Week 1
1. Uitleggen wat de plaats van het strafrecht is in het Nederlandse rechtssysteem;
Het strafrecht houdt zich bezig met het bestraffen van personen die een strafbaar feit hebben
gepleegd. Het strafrecht regelt wie straf kan krijgen en waarvoor. Het straffen gebeurt niet door de
burgers zelf, maar door de overheid. De Staat heeft een monopolie op straffen. De enige die een
verdachte van een strafbaar feit voor de (straf)rechter kan brengen is een officier van justitie. Hij is
een vertegenwoordiger van het staatsorgaan dat belast is met de vervolging van verdachten (het
OM).
Materieel strafrecht:
De vraag wat een strafbaar feit is. Materieelstrafrechtelijke vraagstukken hebben betrekking op de
grenzen van de strafrechtelijke aansprakelijkheid. Het materiële strafrecht bepaalt welk gedrag
niet toegestaan is en welke personen daarvoor kunnen worden gestraft. Het gaat hierbij om de
uitsluiting van strafbepalingen en uitbreiding van de strafbaarheid. à Wetboek van Strafrecht
Formeel strafrecht:
Bepaalt welke regels moeten worden gevolg wanneer een norm van het materiële strafrecht
(vermoedelijk) is overtreden. à Wetboek van Strafvordering
Sanctierecht:
Heeft betrekking op de voorwaarden waaronder bepaalde straffen mogen worden opgelegd en ten
uitvoer gelegd.
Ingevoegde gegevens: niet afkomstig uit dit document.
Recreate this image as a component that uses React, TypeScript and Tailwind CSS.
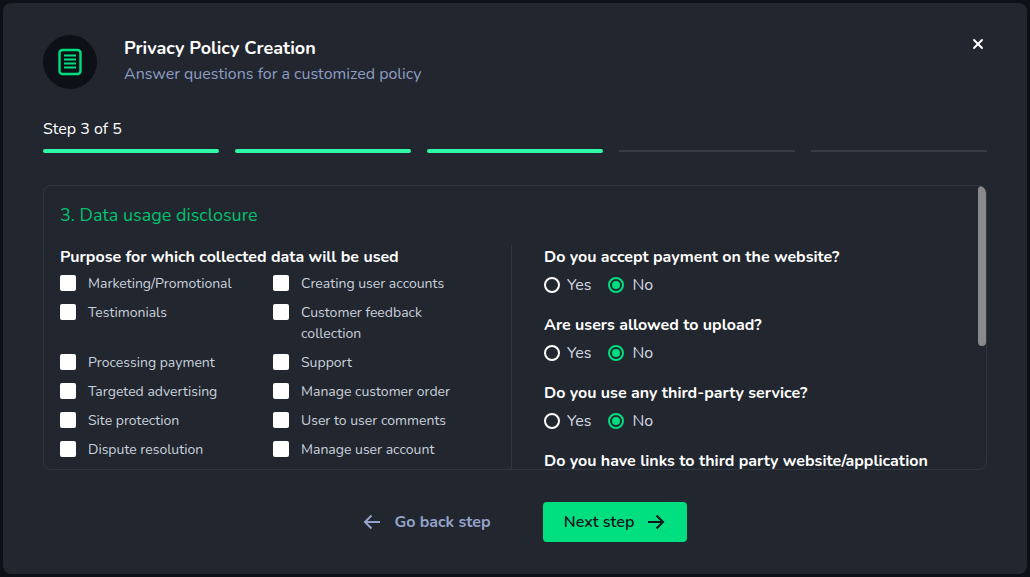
import { X } from "lucide-react";

const font = "font-['Nunito','Open_Sans','Noto_Sans',sans-serif]";

const purposes: [string, string][] = [
  ["Marketing/Promotional", "Creating user accounts"],
  ["Testimonials", "Customer feedback collection"],
  ["Processing payment", "Support"],
  ["Targeted advertising", "Manage customer order"],
  ["Site protection", "User to user comments"],
  ["Dispute resolution", "Manage user account"],
];

const questions = [
  "Do you accept payment on the website?",
  "Are users allowed to upload?",
  "Do you use any third-party service?",
];

function Check({ label }: { label: string }) {
  return (
    <label className="flex items-start">
      <span className="mt-[2px] h-4 w-4 shrink-0 rounded-[2px] bg-white" />
      <span className="ml-3 w-[172px] text-[14px] leading-[21px] text-[#c9d1dd]">{label}</span>
    </label>
  );
}

function Radio({ label, checked }: { label: string; checked?: boolean }) {
  return (
    <label className="flex items-center">
      {checked ? (
        <span className="flex h-4 w-4 items-center justify-center rounded-full border-2 border-[#00df80]">
          <span className="h-2 w-2 rounded-full bg-[#00df80]" />
        </span>
      ) : (
        <span className="h-4 w-4 rounded-full border-2 border-white" />
      )}
      <span className={checked ? "ml-2 text-[16px] leading-6 text-[#d5dbe5]" : "ml-[7px] text-[16px] leading-6 text-[#d5dbe5]"}>{label}</span>
    </label>
  );
}

function Arrow({ flip }: { flip?: boolean }) {
  return (
    <svg width="18" height="16" viewBox="0 0 18 16" fill="none" stroke="currentColor" strokeWidth="2" className={flip ? "rotate-180" : ""}>
      <path d="M1 8h15M9.5 1.5 16 8l-6.5 6.5" />
    </svg>
  );
}

export default function App() {
  return (
    <div className={`h-[577px] w-[1030px] overflow-hidden bg-[#0d1117] p-[3px] ${font}`}>
      <div className="flex h-[571px] w-[1024px] flex-col rounded-lg bg-[#22262e] px-10 pt-8">
        {/* Header */}
        <div className="flex h-[54px] items-center">
          <div className="flex h-[54px] w-[54px] items-center justify-center rounded-full bg-[#0d1117]">
            <svg width="26" height="28" viewBox="0 0 26 28" fill="none" stroke="#00df80">
              <rect x="2.5" y="2" width="21" height="24" rx="3" strokeWidth="2.4" />
              <path d="M7 7.5h12M7 11.5h12M7 15.5h12M7 19.5h12" strokeWidth="1.8" />
            </svg>
          </div>
          <div className="mt-[-3px] ml-[27px]">
            <h2 className="text-[18px] leading-[24px] font-bold text-white">Privacy Policy Creation</h2>
            <p className="mt-[2px] text-[16px] leading-[24px] text-[#8e9dc4]">Answer questions for a customized policy</p>
          </div>
          <X className="mt-[-36px] ml-auto mr-[1px] h-4 w-4 text-white" strokeWidth={2.8} />
        </div>

        {/* Steps */}
        <p className="mt-[28px] text-[16px] leading-6 text-white">Step 3 of 5</p>
        <div className="mt-[8px] flex h-1 items-center gap-4">
          {[0, 1, 2, 3, 4].map((i) =>
            i < 3 ? (
              <div key={i} className="h-1 flex-1 rounded-full bg-[#2ffca6]" />
            ) : (
              <div key={i} className="h-[2px] flex-1 bg-[#363b45]" />
            ),
          )}
        </div>

        {/* Form box */}
        <div className="relative mt-8 h-[285px] overflow-hidden rounded-lg border border-[#31353e]">
          <div className="px-4 pt-[15px]">
            <h3 className="text-[18px] leading-7 text-[#00c26f]">3. Data usage disclosure</h3>
            <div className="mt-[16px] flex">
              <div className="w-[452px] shrink-0 border-r border-[#31353e]">
                <p className="text-[16px] leading-6 font-bold text-white">Purpose for which collected data will be used</p>
                <div className="mt-1 flex flex-col gap-2">
                  {purposes.map(([a, b]) => (
                    <div key={a} className="flex">
                      <div className="w-[213px]">
                        <Check label={a} />
                      </div>
                      <Check label={b} />
                    </div>
                  ))}
                </div>
              </div>
              <div className="pl-8">
                {questions.map((q) => (
                  <div key={q} className="mb-[16px]">
                    <p className="text-[16px] leading-6 font-bold text-white">{q}</p>
                    <div className="mt-[4px] flex gap-[17px]">
                      <Radio label="Yes" />
                      <Radio label="No" checked />
                    </div>
                  </div>
                ))}
                <p className="text-[16px] leading-6 font-bold whitespace-nowrap text-white">Do you have links to third party website/application</p>
              </div>
            </div>
          </div>
          <div className="absolute top-0 right-0 h-[160px] w-2 rounded-full bg-[#8a8a8a]" />
        </div>

        {/* Footer */}
        <div className="mt-[32px] flex items-center justify-center pl-5">
          <button className="flex items-center gap-[13px] text-[16px] font-bold text-[#94a3c9]">
            <Arrow flip />
            Go back step
          </button>
          <button className="ml-[52px] flex h-10 w-[144px] items-center justify-center gap-[13px] rounded bg-[#00df80] text-[16px] font-semibold text-[#11151c]">
            Next step
            <Arrow />
          </button>
        </div>
      </div>
    </div>
  );
}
Het gaat dan om de vraag of voor een bepaald strafbaar feit een taakstraf mag
worden opgelegd en welke voorwaarden de rechter precies mag stellen wanneer hij een straf
voorwaardelijk oplegt.
2. Uitleggen wat het principe van het strafrecht als ultimum remedium inhoudt en dit principe
toepassen op een casus;
Ultimum remedium:
Het strafrecht mag pas als middel worden aangewend als andere, minder ingrijpende
instrumenten ontbreken of ontoereikend zijn. Dit principe geldt zowel voor de wetgever als voor de
autoriteiten die de wetten moeten handhaven (politie en OM). De wetten worden als laatste
redmiddel gebruik.
3. Uitleggen welk mens- en maatschappijbeeld ten grondslag ligt aan het moderne strafrecht;
De mens beschikt over een vrije wil en zijn gedachten zijn vrij.
Vrije wil:
Binnen onze cultuur wordt de mens gezien als een wezen dat beschikt over een rede en op basis
van die rede kan handelen. Hij kan dus redelijk zijn. Die redelijkheid impliceert dat hij inzicht kan
verwerven in zijn eigen doen en laten en wat dat voor andere betekent. Dat maakt dat hij op zijn
gedrag kan worden aangesproken en ter verantwoording kan worden geroepen. Deze aanspraak
vooronderstelt op zijn beurt dat de mens beschikt over de vrijheid om anders te handelen dan hij
doet. Zijn gedrag is niet volledig gedetermineerd. De mens beschikt over het vermogen om driften
te beheersen.
Het gehele strafrecht is gebouwd op het idee dat mensen het vermogen hebben om al dan niet te
handelen en kunnen kiezen tussen alternatieven.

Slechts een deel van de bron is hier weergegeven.